The Software for National Security Partnership Forum (SPF-25) will be held at Vanderbilt University in Nashville, TN, on March 11–12, 2025.

Our nation is presently facing extensive, unmeasurable risk to our national security, critical infrastructure, telecommunications, economy, agriculture, healthcare, and more. This risk arises through society’s widespread dependence on software which is typically constructed in such a way as to contain behaviors—whether inadvertent or malicious—that put those systems at critical risk. Ideally, system owners and operators of these systems would routinely pose any critical question of the software in these systems and receive rigorous answers in a timely, cost-effective, fashion. Today, critical system owners and operators lack adequate capabilities to do this, despite their enormous and accelerating dependence on the software involved in these systems. The result is an unacceptable and rising rate of ransomware, data breaches, costly software crashes, foreign presence on U.S. systems, and more.

This lack of capability stems from the software understanding gap—a gap born from a continuing disparity of technical investment—resulting in the ability to build software that greatly outstrips our ability to understand it. The ramifications of this software understanding gap manifest themselves in our inability to create software without defects, remediate them once discovered, maintain software at the speed and scale of mission relevance, and to secure systems against exploits. Society’s historical choices on how to construct and leverage software have resulted in economic opportunity and prosperity but have also resulted in widespread dependence on software systems whose behavior is placing society, government, and national security at risk.
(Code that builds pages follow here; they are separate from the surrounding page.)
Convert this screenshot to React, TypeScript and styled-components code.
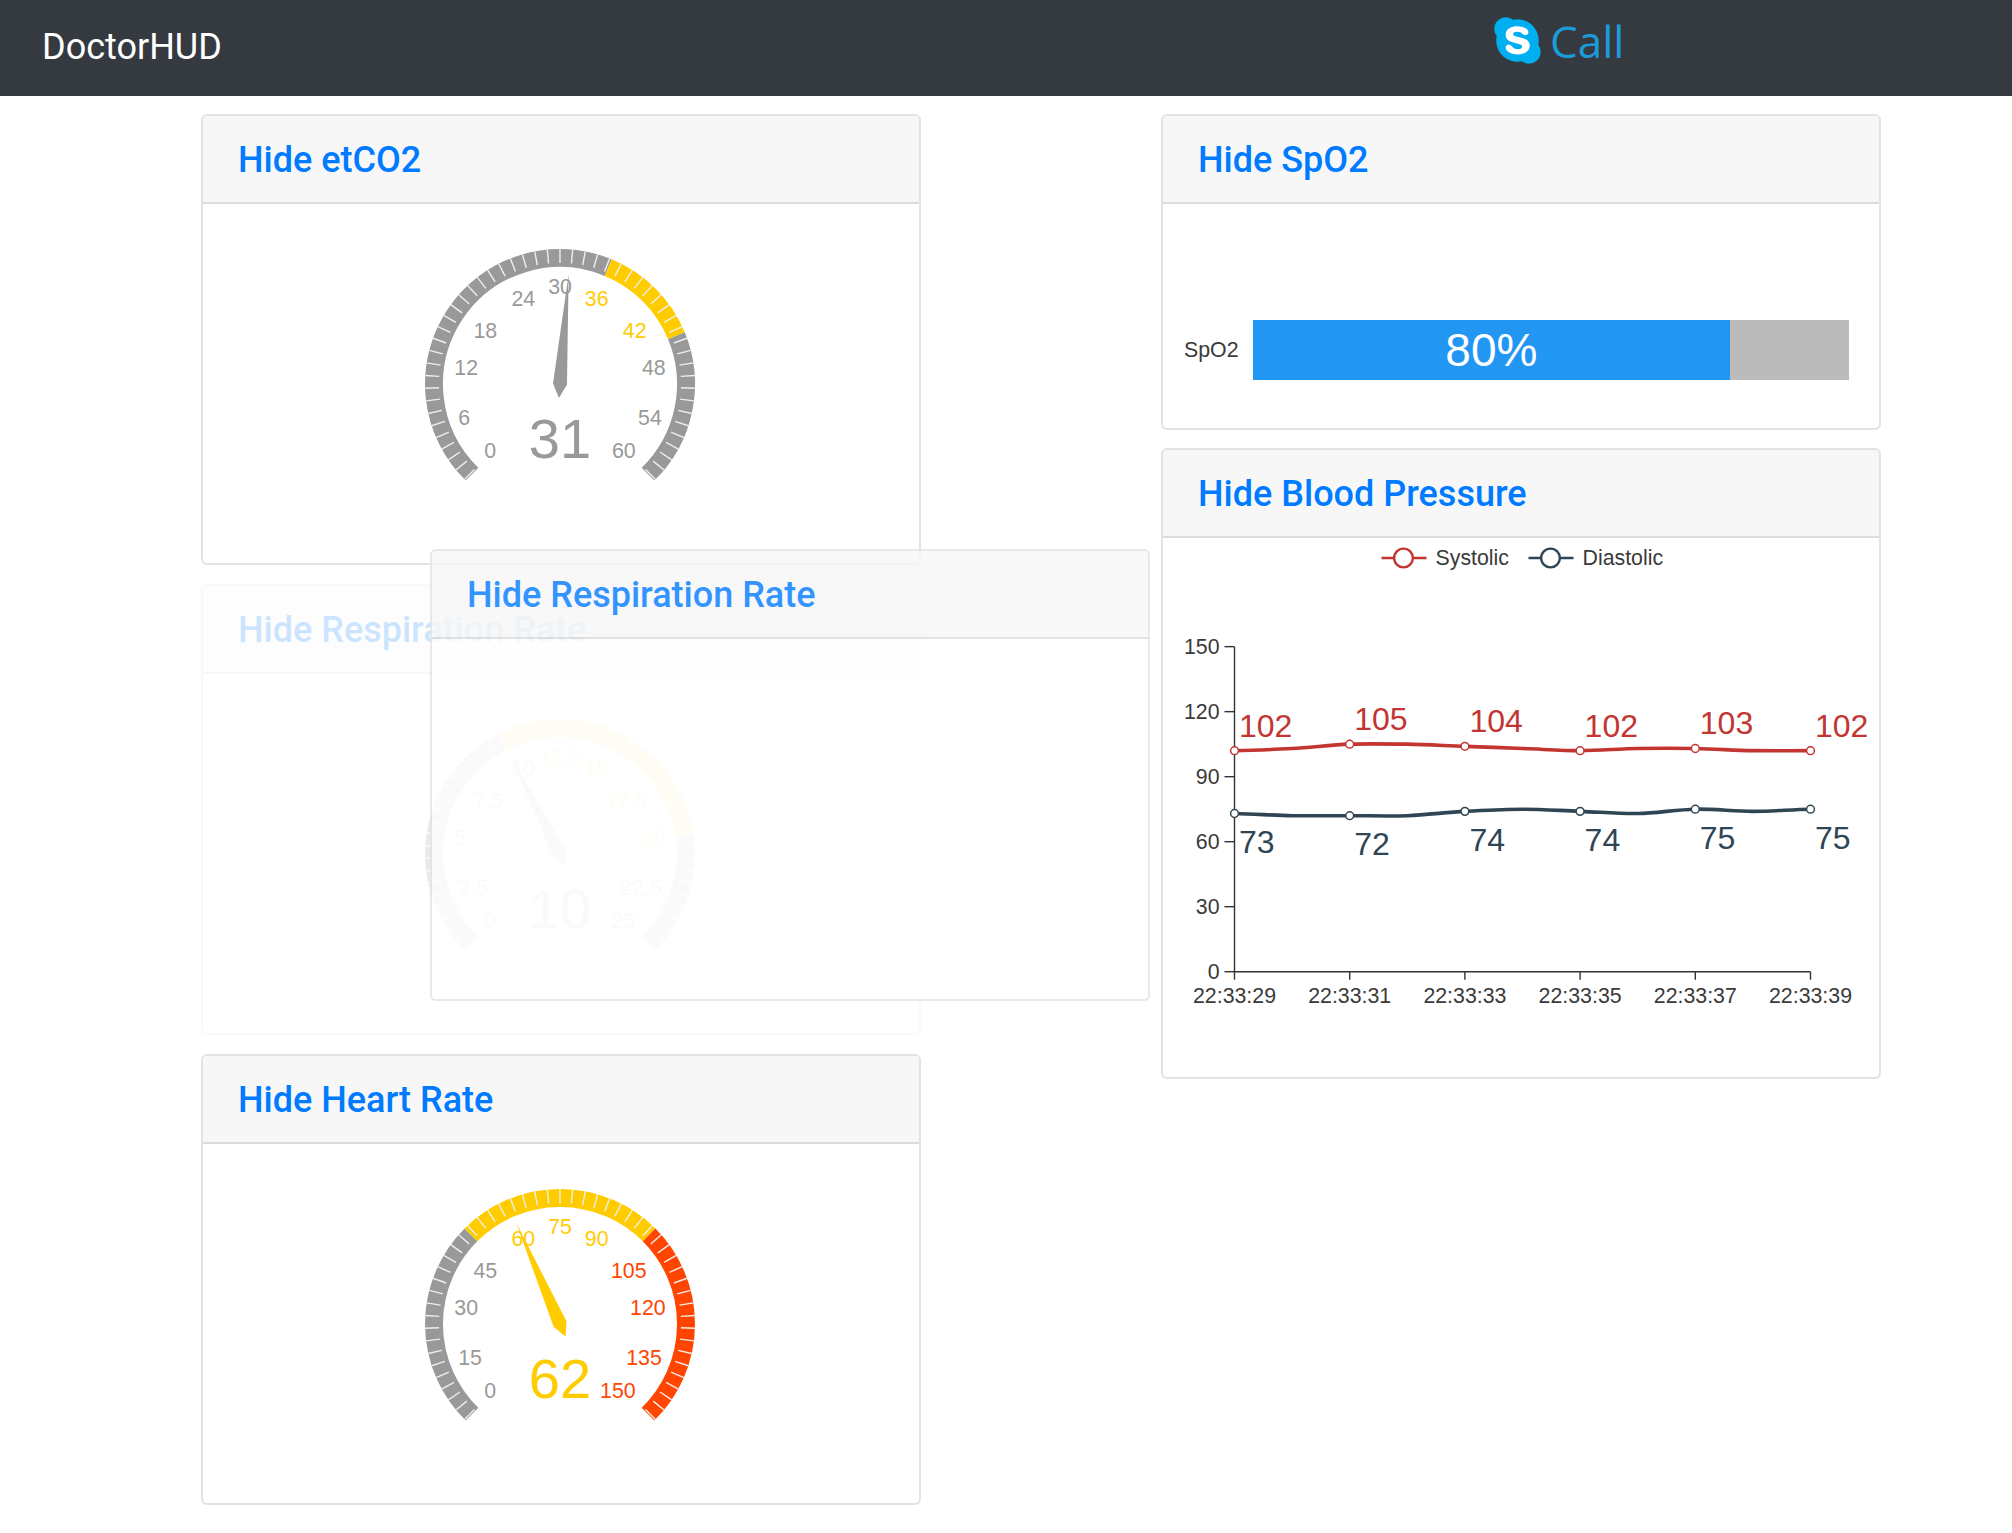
import { FC } from "react";
import styled, { createGlobalStyle } from "styled-components";
import { FaSkype } from "react-icons/fa";

const GREY = "#999999";
const YELLOW = "#ffcc00";
const RED = "#ff4500";
const SYSTOLIC = "#c23531";
const DIASTOLIC = "#2f4554";
const CHART_FONT = '"Liberation Sans", Arial, sans-serif';

interface GaugeProps {
  max: number;
  value: number;
  stops: Array<[number, string]>;
}

const toPoint = (cx: number, cy: number, r: number, deg: number) => {
  const rad = (deg * Math.PI) / 180;
  return { x: cx + Math.cos(rad) * r, y: cy - Math.sin(rad) * r };
};

const colorAt = (stops: Array<[number, string]>, fraction: number) => {
  const stop = stops.find(([limit]) => fraction <= limit + 0.0001);
  return stop ? stop[1] : GREY;
};

const Gauge: FC<GaugeProps> = ({ max, value, stops }) => {
  const cx = 150;
  const cy = 180;
  const angleOf = (fraction: number) => 225 - 270 * fraction;

  const arcs = stops.map(([limit, color], index) => {
    const from = index === 0 ? 0 : stops[index - 1][0];
    // the band runs a hair past the first and last tick
    const startDeg = index === 0 ? 225.7 : angleOf(from);
    const endDeg = limit === 1 ? -45.7 : angleOf(limit);
    const a = toPoint(cx, cy, 126, startDeg);
    const b = toPoint(cx, cy, 126, endDeg);
    const large = startDeg - endDeg > 180 ? 1 : 0;
    return (
      <path
        key={limit}
        d={`M${a.x} ${a.y}A126 126 0 ${large} 1 ${b.x} ${b.y}`}
        fill="none"
        stroke={color}
        strokeWidth={18}
      />
    );
  });

  const ticks = Array.from({ length: 51 }, (_, i) => {
    const deg = angleOf(i / 50);
    const a = toPoint(cx, cy, 135, deg);
    const b = toPoint(cx, cy, 121, deg);
    return (
      <line
        key={i}
        x1={a.x}
        y1={a.y}
        x2={b.x}
        y2={b.y}
        stroke="#eeeeee"
        strokeWidth={1.4}
      />
    );
  });

  const labels = Array.from({ length: 11 }, (_, i) => {
    const fraction = i / 10;
    const deg = angleOf(fraction);
    const rad = (deg * Math.PI) / 180;
    const unitX = Math.cos(rad);
    const unitY = -Math.sin(rad);
    const p = toPoint(cx, cy, 107, deg);
    const anchor = unitX < -0.4 ? "start" : unitX > 0.4 ? "end" : "middle";
    const shift = unitY < -0.4 ? 17 : unitY > 0.4 ? -2 : 7.5;
    return (
      <text
        key={i}
        x={p.x}
        y={p.y + shift}
        textAnchor={anchor}
        fontFamily={CHART_FONT}
        fontSize={21.33}
        fill={colorAt(stops, fraction)}
      >
        {(max * fraction).toString()}
      </text>
    );
  });

  const deg = angleOf(value / max);
  const tip = toPoint(cx, cy, 110, deg);
  const back = toPoint(cx, cy, -14, deg);
  const sideA = toPoint(cx, cy, 7, deg + 90);
  const sideB = toPoint(cx, cy, 7, deg - 90);
  const current = colorAt(stops, value / max);

  return (
    <GaugeSvg viewBox="0 0 302 360">
      {arcs}
      {ticks}
      {labels}
      <polygon
        points={`${tip.x},${tip.y} ${sideB.x},${sideB.y} ${back.x},${back.y} ${sideA.x},${sideA.y}`}
        fill={current}
      />
      <text
        x={cx}
        y={cy + 74}
        textAnchor="middle"
        fontFamily={CHART_FONT}
        fontSize={56}
        fill={current}
      >
        {value}
      </text>
    </GaugeSvg>
  );
};

// page coordinates of the plot, shifted into the card body
const OFFSET_X = 1163;
const OFFSET_Y = 538;
const plotX = (i: number) => 1234.5 - OFFSET_X + i * 57.6;
const plotY = (v: number) => 971.7 - OFFSET_Y - v * 2.167;

const systolic = [102, 103, 105, 105, 104, 103, 102, 103, 103, 102, 102];
const diastolic = [73, 72, 72, 72, 74, 75, 74, 73, 75, 74, 75];
const times = ["22:33:29", "22:33:31", "22:33:33", "22:33:35", "22:33:37", "22:33:39"];

const smoothPath = (values: number[]) => {
  const pts = values.map((v, i) => ({ x: plotX(i), y: plotY(v) }));
  let d = `M${pts[0].x} ${pts[0].y}`;
  for (let i = 0; i < pts.length - 1; i++) {
    const p0 = pts[Math.max(i - 1, 0)];
    const p1 = pts[i];
    const p2 = pts[i + 1];
    const p3 = pts[Math.min(i + 2, pts.length - 1)];
    const c1y = p1.y + (p2.y - p0.y) * 0.15;
    const c2y = p2.y - (p3.y - p1.y) * 0.15;
    d += `C${p1.x + 19} ${c1y} ${p2.x - 19} ${c2y} ${p2.x} ${p2.y}`;
  }
  return d;
};

const Series: FC<{ values: number[]; color: string; labelDy: number }> = ({
  values,
  color,
  labelDy,
}) => (
  <g>
    <path d={smoothPath(values)} fill="none" stroke={color} strokeWidth={3.6} />
    {values.map((v, i) =>
      i % 2 === 0 ? (
        <g key={i}>
          <circle
            cx={plotX(i)}
            cy={plotY(v)}
            r={3.9}
            fill="#fff"
            stroke={color}
            strokeWidth={1.5}
          />
          <text
            x={plotX(i) + 4.5}
            y={plotY(v) + labelDy}
            fontFamily={CHART_FONT}
            fontSize={32}
            fill={color}
          >
            {v}
          </text>
        </g>
      ) : null
    )}
  </g>
);

const LegendItem: FC<{ x: number; color: string; label: string }> = ({
  x,
  color,
  label,
}) => (
  <g>
    <line x1={x} y1={20} x2={x + 45} y2={20} stroke={color} strokeWidth={2.4} />
    <circle cx={x + 22} cy={20} r={9.4} fill="#fff" stroke={color} strokeWidth={2.4} />
    <text
      x={x + 54}
      y={27}
      fontFamily={CHART_FONT}
      fontSize={21.33}
      fill="#3a3a3a"
    >
      {label}
    </text>
  </g>
);

const PressureChart: FC = () => {
  const axisX = plotX(0);
  const zero = plotY(0);
  return (
    <ChartSvg viewBox="0 0 716 537">
      <LegendItem x={1381.5 - OFFSET_X} color={SYSTOLIC} label="Systolic" />
      <LegendItem x={1528.5 - OFFSET_X} color={DIASTOLIC} label="Diastolic" />
      <g stroke="#333" strokeWidth={1.4}>
        <line x1={axisX} y1={plotY(150)} x2={axisX} y2={zero} />
        <line x1={axisX} y1={zero} x2={plotX(10)} y2={zero} />
        {[0, 30, 60, 90, 120, 150].map((v) => (
          <line key={v} x1={axisX - 10} y1={plotY(v)} x2={axisX} y2={plotY(v)} />
        ))}
        {times.map((t, i) => (
          <line key={t} x1={plotX(i * 2)} y1={zero} x2={plotX(i * 2)} y2={zero + 8} />
        ))}
      </g>
      <g fontFamily={CHART_FONT} fontSize={21.33} fill="#3a3a3a">
        {[0, 30, 60, 90, 120, 150].map((v) => (
          <text key={v} x={axisX - 15} y={plotY(v) + 7.5} textAnchor="end">
            {v}
          </text>
        ))}
        {times.map((t, i) => (
          <text key={t} x={plotX(i * 2)} y={zero + 31} textAnchor="middle">
            {t}
          </text>
        ))}
      </g>
      <Series values={systolic} color={SYSTOLIC} labelDy={-14} />
      <Series values={diastolic} color={DIASTOLIC} labelDy={39.5} />
    </ChartSvg>
  );
};

const App: FC = () => (
  <>
    <GlobalStyle />
    <Navbar>
      <Brand>DoctorHUD</Brand>
      <CallLink>
        <SkypeBadge>
          <FaSkype size={53} color="#00aff0" />
        </SkypeBadge>
        <CallText>Call</CallText>
      </CallLink>
    </Navbar>
    <Main>
      <Column $gap={19}>
        <Card $height={451}>
          <CardHeader>
            <CardTitle>Hide etCO2</CardTitle>
          </CardHeader>
          <GaugeBody>
            <Gauge
              max={60}
              value={31}
              stops={[
                [35 / 60, GREY],
                [0.75, YELLOW],
                [1, GREY],
              ]}
            />
          </GaugeBody>
        </Card>
        <Card $height={451} $faded>
          <CardHeader>
            <CardTitle>Hide Respiration Rate</CardTitle>
          </CardHeader>
          <GaugeBody>
            <Gauge
              max={25}
              value={10}
              stops={[
                [0.4, GREY],
                [0.8, YELLOW],
                [1, GREY],
              ]}
            />
          </GaugeBody>
        </Card>
        <Card $height={451}>
          <CardHeader>
            <CardTitle>Hide Heart Rate</CardTitle>
          </CardHeader>
          <GaugeBody>
            <Gauge
              max={150}
              value={62}
              stops={[
                [1 / 3, GREY],
                [2 / 3, YELLOW],
                [1, RED],
              ]}
            />
          </GaugeBody>
        </Card>
        <DragGhost>
          <CardHeader>
            <CardTitle>Hide Respiration Rate</CardTitle>
          </CardHeader>
        </DragGhost>
      </Column>
      <Column $gap={18}>
        <Card $height={316}>
          <CardHeader>
            <CardTitle>Hide SpO2</CardTitle>
          </CardHeader>
          <SpoBody>
            <SpoLabel>SpO2</SpoLabel>
            <SpoBar>
              <SpoFill $percent={80}>80%</SpoFill>
            </SpoBar>
          </SpoBody>
        </Card>
        <Card $height={631}>
          <CardHeader>
            <CardTitle>Hide Blood Pressure</CardTitle>
          </CardHeader>
          <PressureChart />
        </Card>
      </Column>
    </Main>
  </>
);

export default App;

const GlobalStyle = createGlobalStyle`
  html, body {
    margin: 0;
    padding: 0;
    background: #fff;
    font-family: Roboto, "Liberation Sans", sans-serif;
  }
  * {
    box-sizing: border-box;
  }
`;

const Navbar = styled.header`
  display: flex;
  align-items: flex-start;
  height: 96px;
  padding-left: 42px;
  background: #343a40;
`;

const Brand = styled.div`
  width: 179px;
  margin-top: 25px;
  font-size: 36px;
  line-height: 44px;
  color: #fff;
`;

const CallLink = styled.div`
  display: flex;
  align-items: flex-start;
  margin-left: 1270px;
  margin-top: 14px;
`;

const SkypeBadge = styled.div`
  position: relative;
  display: flex;
  width: 53px;
  height: 53px;
  margin-right: 6px;

  &::before {
    content: "";
    position: absolute;
    inset: 10px;
    border-radius: 50%;
    background: #fff;
  }

  & svg {
    position: relative;
  }
`;

const CallText = styled.span`
  margin-top: 1px;
  font-family: "Open Sans", sans-serif;
  font-size: 44px;
  line-height: 52px;
  color: #1b9cd8;
`;

const Main = styled.main`
  display: flex;
  gap: 240px;
  padding: 18px 0 0 201px;
`;

const Column = styled.div<{ $gap: number }>`
  position: relative;
  display: flex;
  flex-direction: column;
  gap: ${({ $gap }) => $gap}px;
  width: 720px;
`;

const Card = styled.section<{ $height: number; $faded?: boolean }>`
  height: ${({ $height }) => $height}px;
  border: 2px solid rgba(0, 0, 0, 0.11);
  border-radius: 6px;
  background: #fff;
  opacity: ${({ $faded }) => ($faded ? 0.2 : 1)};
`;

const DragGhost = styled.section`
  position: absolute;
  left: 229px;
  top: 435px;
  width: 720px;
  height: 452px;
  border: 2px solid rgba(0, 0, 0, 0.11);
  border-radius: 6px;
  background: #fff;
  opacity: 0.8;
`;

const CardHeader = styled.div`
  display: flex;
  align-items: center;
  height: 88px;
  padding: 2px 0 0 35px;
  background: #f7f7f7;
  border-bottom: 2px solid rgba(0, 0, 0, 0.11);
  border-radius: 4px 4px 0 0;
`;

const CardTitle = styled.a`
  font-size: 36px;
  font-weight: 500;
  color: #007bff;
`;

const GaugeBody = styled.div`
  display: flex;
  justify-content: center;
`;

const GaugeSvg = styled.svg`
  display: block;
  width: 302px;
  height: 360px;
`;

const ChartSvg = styled.svg`
  display: block;
  width: 716px;
  height: 537px;
`;

const SpoBody = styled.div`
  display: flex;
  align-items: center;
  padding: 116px 0 0 21px;
`;

const SpoLabel = styled.span`
  width: 69px;
  font-family: "Liberation Sans", Arial, sans-serif;
  font-size: 21.33px;
  color: #3a3a3a;
`;

const SpoBar = styled.div`
  display: flex;
  width: 596px;
  height: 60px;
  background: #bbbbbb;
`;

const SpoFill = styled.div<{ $percent: number }>`
  display: flex;
  align-items: center;
  justify-content: center;
  width: ${({ $percent }) => $percent}%;
  background: #2196f3;
  font-family: "Liberation Sans", Arial, sans-serif;
  font-size: 46px;
  color: #fff;
`;
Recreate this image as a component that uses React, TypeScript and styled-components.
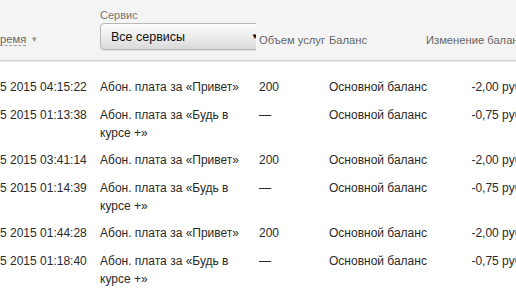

These are significant challenges, but the technologies needed to analyze software to prevent or discover undesirable behavior rest upon technical foundations with decades of progress. Making progress on these critical issues will require coordinated effort across government, industry, and academia, involving technical, organizational, policy, and resourcing decisions.

A recent NSA, CISA, DARPA, and OUSD R&E report, Closing the Software Understanding Gap, further explores this urgent issue: NSA Jointly Releases Recommendations for Closing the Software Understanding Gap

The SUNS Partnership Forum seeks to engage a select number of luminaries from industry, academia, and government to discuss these issues.